I now take all my news secondhand from Catriona. On her advice, I stopped reading or listening to the news about a week ago. It was making me depressed, she thought. She imparts her edited news highlights sparingly and I use the considerable amount of time that I used to waste reading the news staring at my seedlings or brushing up my French. For the latter occupation I’m memorising a little French phrase book issued to overseas-bound British troops in 1914, bought on eBay. The short and simple patriotic phrases, such as ‘À la victoire!’ and ‘Combattons bien!’, must, I imagine, have been aimed primarily at the privates.

So on receiving news of our further detention, and remembering my most recent French lesson, I said: ‘Prisonnier? Moi? Et pourquoi? Je suis ami! Anglais. Simple soldat!’

And in the garden later, I was digging a hole when Catriona brought out cups of tea. ‘Je vais creuser une tranchée,’ I confessed. (I’m going to dig a trench.) ‘Il y a des tireurs d’élite (there are snipers) dans le jardin.

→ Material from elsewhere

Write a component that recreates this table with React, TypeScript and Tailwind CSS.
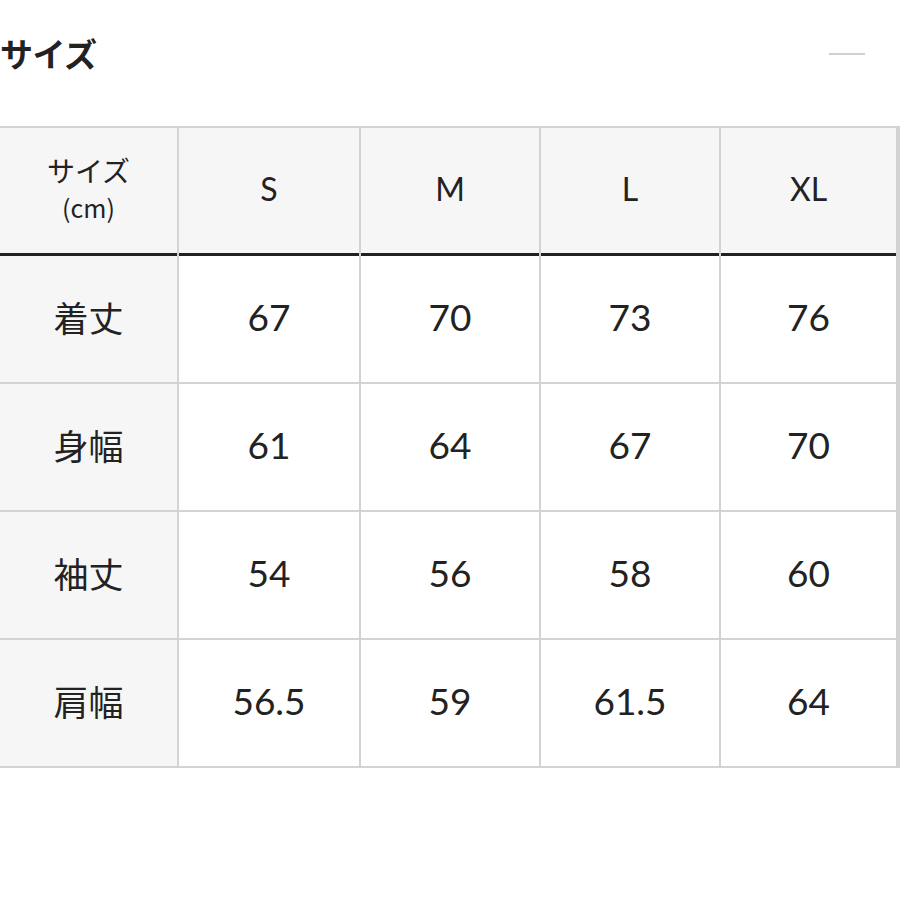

Derrière les haies! (Behind the hedge!) Ils sont là depuis ce matin! (They’ve been there all morning!) Tirez, ou prenez-les! (Either shoot them or take them prisoner!)’

And randomly and very annoyingly throughout the day, I’ve been asking her: ‘Peut-être pourriez vous m’aider?’ (Perhaps you can help me?) ‘J’ai les pieds bien mouillés et j’ai été blessé par un obus.’ (I have very wet feet and I have been blown up by a shell.)

Even Catriona’s judicious selection from the international news headlines fit to pass on to a depressive has begun to stretch all credulity. I was out on the terrace the other evening singing to my repotted seedlings in the moonlight. A couple of them had yet to recover from their uprooting and replanting and I was anxious about their welfare. Catriona came outside and said in a voice quite unlike her usual newscaster’s one, and alive with excitement: ‘Boris is in intensive care!’

‘Boris? In intensive care?’ I said. ‘Êtes-vous bien sur?’ I said (omitting the second part of the first world war phrase, which goes on to ask whether this water has been poisoned and was it still possible to make tea with it).

‘It’s precautionary,’ said Catriona. ‘He’s still breathing unaided.’ Even taking into account that Boris was involved in it, the news was incredible and I found it impossible to fully take it in. ‘And this one’s quite poorly, too,’ I said, pointing to a pathetically limp sunflower seedling — or was it a nasturtium?